どういうことかというと、ミニバスと山王戦2回目のゾーンプレスの1つ目の共通点として、母親が宮城リョータのバスケの試合を観ています(正確には母親は最初からいますが、巧みに分からないようにされています。分かりやすい所でいうと試合の前半で「オッケー、しかし今日の三井はいいぜ……山王よ」と三井が言っているシーンの後ろに母親はちゃんと映ってはいます。しかし初見では絶対分かりません)。
2つ目の共通点として、ミニバスの試合の途中から宮城リョータが徹底マークされることです。これは1度目のゾーンプレスの時とも共通していますが、ミニバスの時に「弟、たいしたことないんやし」と言われています。

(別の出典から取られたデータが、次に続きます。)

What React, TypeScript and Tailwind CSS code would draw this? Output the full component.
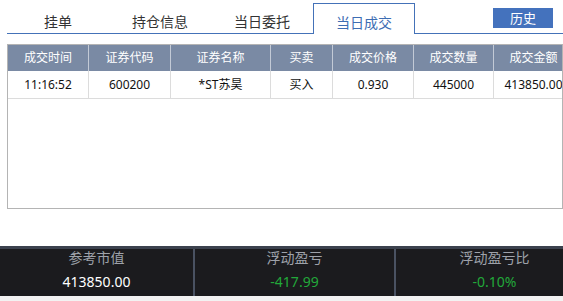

試合中に宮城リョータがこのように言葉ではっきりと煽られるのは、2度目のゾーンプレスの時に「もうキレがないピョン」と言われる時だけしかありません。
ミニバスの流れを整理すると
1、徹底マークされる
2、相手チームから言葉で煽られる
3、つぶされる
という流れになっています。これを一度、宮城リョータも観客も経験しているわけです。この1、2という流れがきた時点で、3という次の展開になることを観客は予想できます。いや、予想してをしてしまうのです。
また1度目のゾーンプレスの経験により、いかにこの徹底マークが厳しいものなのかが分かるため、さらに3、つぶされるへの結末はさらに想像しやすくなっています(これは湘北を観客席で応援しているキャラクター達の心情に近くなるということでもあります)。
しかし1、2と同じようにきても、違っている箇所があります。ミニバスの見ていただけの時とは違い、山王戦で母親ははっきりと宮城リョータの応援をするのです。この応援が3へ向かう展開への亀裂となるのです。
宮城リョータの回想で、母親と上手くいかない、向き合えないエピソードが多く出てきます。特に、2回目のゾーンプレスを突破する直前の回想では、ケーキを食べる場面では母親が背を向けており、母親が部屋を訪ねてきた時は宮城リョータが背を向けたまま、と分かりやすく2人が向き合うことはありません。
その母親が、今ようやく宮城リョータのことを見つめて応援しているのです。
ジブリの『魔女の宅急便』という映画では、魔法の力を失った主人公が魔法の力を取り戻す瞬間は感動的ですが、どうやって取り戻したのかという理屈は存在していません。ただ、観客がこうなってほしい、という希望が(リアリティを持って)叶えられた時、理屈はなくても感動してしまうのです。
母親と一緒に映画を観ている観客が、3のような形にならないでほしい、と強く願った時点で、ほぼ映画の勝利なのです。
このような、予想を最高の形で裏切り、リアリイティを持って観客の願いを叶える、という映画の形に感動の一端があるのは間違いないと思います。
それを、圧倒的な表現力で描いてくれたのがこの映画『THE FIRST SLAM DUNK』なのです。

最後に


えー、そもそも2回目のゾーンプレスを突破するところって本当に右手だった? と疑う人がいるかもしれません。それならもう1度映画を観ることをオススメします。
きっと面白いですし、ここに書いた文章は映画館で観た記憶だけで書いているので、間違っているかもしれません。
それに自分がもう一度観ても、どうしても感激して涙で画面がよく見えなくなるので、正確な検証が出来なくて困っているのです。

この文章自体が、自分の涙の中に見た、ただの妄想だったらスミマセン。